# TO BE DONE:
Copy the listing verbatim, excluding any images found in it.

# DATA:
--- START ---

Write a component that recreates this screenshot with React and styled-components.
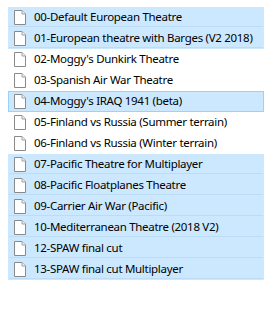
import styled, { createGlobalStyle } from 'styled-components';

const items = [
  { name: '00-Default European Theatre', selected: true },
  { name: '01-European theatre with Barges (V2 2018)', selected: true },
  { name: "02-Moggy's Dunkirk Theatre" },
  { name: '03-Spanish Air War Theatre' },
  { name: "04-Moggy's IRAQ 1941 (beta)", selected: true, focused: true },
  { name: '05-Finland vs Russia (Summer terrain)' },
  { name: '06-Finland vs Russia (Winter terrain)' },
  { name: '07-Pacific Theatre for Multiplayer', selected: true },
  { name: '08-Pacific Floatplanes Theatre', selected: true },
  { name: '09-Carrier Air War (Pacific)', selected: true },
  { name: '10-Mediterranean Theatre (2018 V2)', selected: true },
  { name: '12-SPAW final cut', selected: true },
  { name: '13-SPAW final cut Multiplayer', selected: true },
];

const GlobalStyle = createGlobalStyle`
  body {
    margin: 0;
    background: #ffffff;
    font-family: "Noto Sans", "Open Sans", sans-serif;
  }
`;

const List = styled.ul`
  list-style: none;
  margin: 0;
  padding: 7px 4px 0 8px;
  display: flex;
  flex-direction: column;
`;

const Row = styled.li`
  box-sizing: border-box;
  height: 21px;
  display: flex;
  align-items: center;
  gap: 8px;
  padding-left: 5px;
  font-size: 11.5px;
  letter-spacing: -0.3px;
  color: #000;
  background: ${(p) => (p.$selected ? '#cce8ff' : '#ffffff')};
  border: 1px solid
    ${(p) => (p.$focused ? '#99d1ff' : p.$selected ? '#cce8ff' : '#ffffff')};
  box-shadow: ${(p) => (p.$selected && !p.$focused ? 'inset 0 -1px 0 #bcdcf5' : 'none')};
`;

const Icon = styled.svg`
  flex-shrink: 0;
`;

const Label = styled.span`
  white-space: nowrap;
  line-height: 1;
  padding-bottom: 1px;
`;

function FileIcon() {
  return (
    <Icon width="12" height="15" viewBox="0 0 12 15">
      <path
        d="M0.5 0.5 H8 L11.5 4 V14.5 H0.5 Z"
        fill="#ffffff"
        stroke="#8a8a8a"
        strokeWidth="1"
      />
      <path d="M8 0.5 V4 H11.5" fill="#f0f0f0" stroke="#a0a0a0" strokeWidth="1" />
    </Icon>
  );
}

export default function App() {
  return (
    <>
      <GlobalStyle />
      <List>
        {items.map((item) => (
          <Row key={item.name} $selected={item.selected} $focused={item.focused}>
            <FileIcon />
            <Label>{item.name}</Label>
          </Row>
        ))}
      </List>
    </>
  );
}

--- END ---

# ANSWER TO THIS EXERCISE:
Write a component that recreates this screenshot with React and styled-components.
import styled, { createGlobalStyle } from 'styled-components';

const items = [
  { name: '00-Default European Theatre', selected: true },
  { name: '01-European theatre with Barges (V2 2018)', selected: true },
  { name: "02-Moggy's Dunkirk Theatre" },
  { name: '03-Spanish Air War Theatre' },
  { name: "04-Moggy's IRAQ 1941 (beta)", selected: true, focused: true },
  { name: '05-Finland vs Russia (Summer terrain)' },
  { name: '06-Finland vs Russia (Winter terrain)' },
  { name: '07-Pacific Theatre for Multiplayer', selected: true },
  { name: '08-Pacific Floatplanes Theatre', selected: true },
  { name: '09-Carrier Air War (Pacific)', selected: true },
  { name: '10-Mediterranean Theatre (2018 V2)', selected: true },
  { name: '12-SPAW final cut', selected: true },
  { name: '13-SPAW final cut Multiplayer', selected: true },
];

const GlobalStyle = createGlobalStyle`
  body {
    margin: 0;
    background: #ffffff;
    font-family: "Noto Sans", "Open Sans", sans-serif;
  }
`;

const List = styled.ul`
  list-style: none;
  margin: 0;
  padding: 7px 4px 0 8px;
  display: flex;
  flex-direction: column;
`;

const Row = styled.li`
  box-sizing: border-box;
  height: 21px;
  display: flex;
  align-items: center;
  gap: 8px;
  padding-left: 5px;
  font-size: 11.5px;
  letter-spacing: -0.3px;
  color: #000;
  background: ${(p) => (p.$selected ? '#cce8ff' : '#ffffff')};
  border: 1px solid
    ${(p) => (p.$focused ? '#99d1ff' : p.$selected ? '#cce8ff' : '#ffffff')};
  box-shadow: ${(p) => (p.$selected && !p.$focused ? 'inset 0 -1px 0 #bcdcf5' : 'none')};
`;

const Icon = styled.svg`
  flex-shrink: 0;
`;

const Label = styled.span`
  white-space: nowrap;
  line-height: 1;
  padding-bottom: 1px;
`;

function FileIcon() {
  return (
    <Icon width="12" height="15" viewBox="0 0 12 15">
      <path
        d="M0.5 0.5 H8 L11.5 4 V14.5 H0.5 Z"
        fill="#ffffff"
        stroke="#8a8a8a"
        strokeWidth="1"
      />
      <path d="M8 0.5 V4 H11.5" fill="#f0f0f0" stroke="#a0a0a0" strokeWidth="1" />
    </Icon>
  );
}

export default function App() {
  return (
    <>
      <GlobalStyle />
      <List>
        {items.map((item) => (
          <Row key={item.name} $selected={item.selected} $focused={item.focused}>
            <FileIcon />
            <Label>{item.name}</Label>
          </Row>
        ))}
      </List>
    </>
  );
}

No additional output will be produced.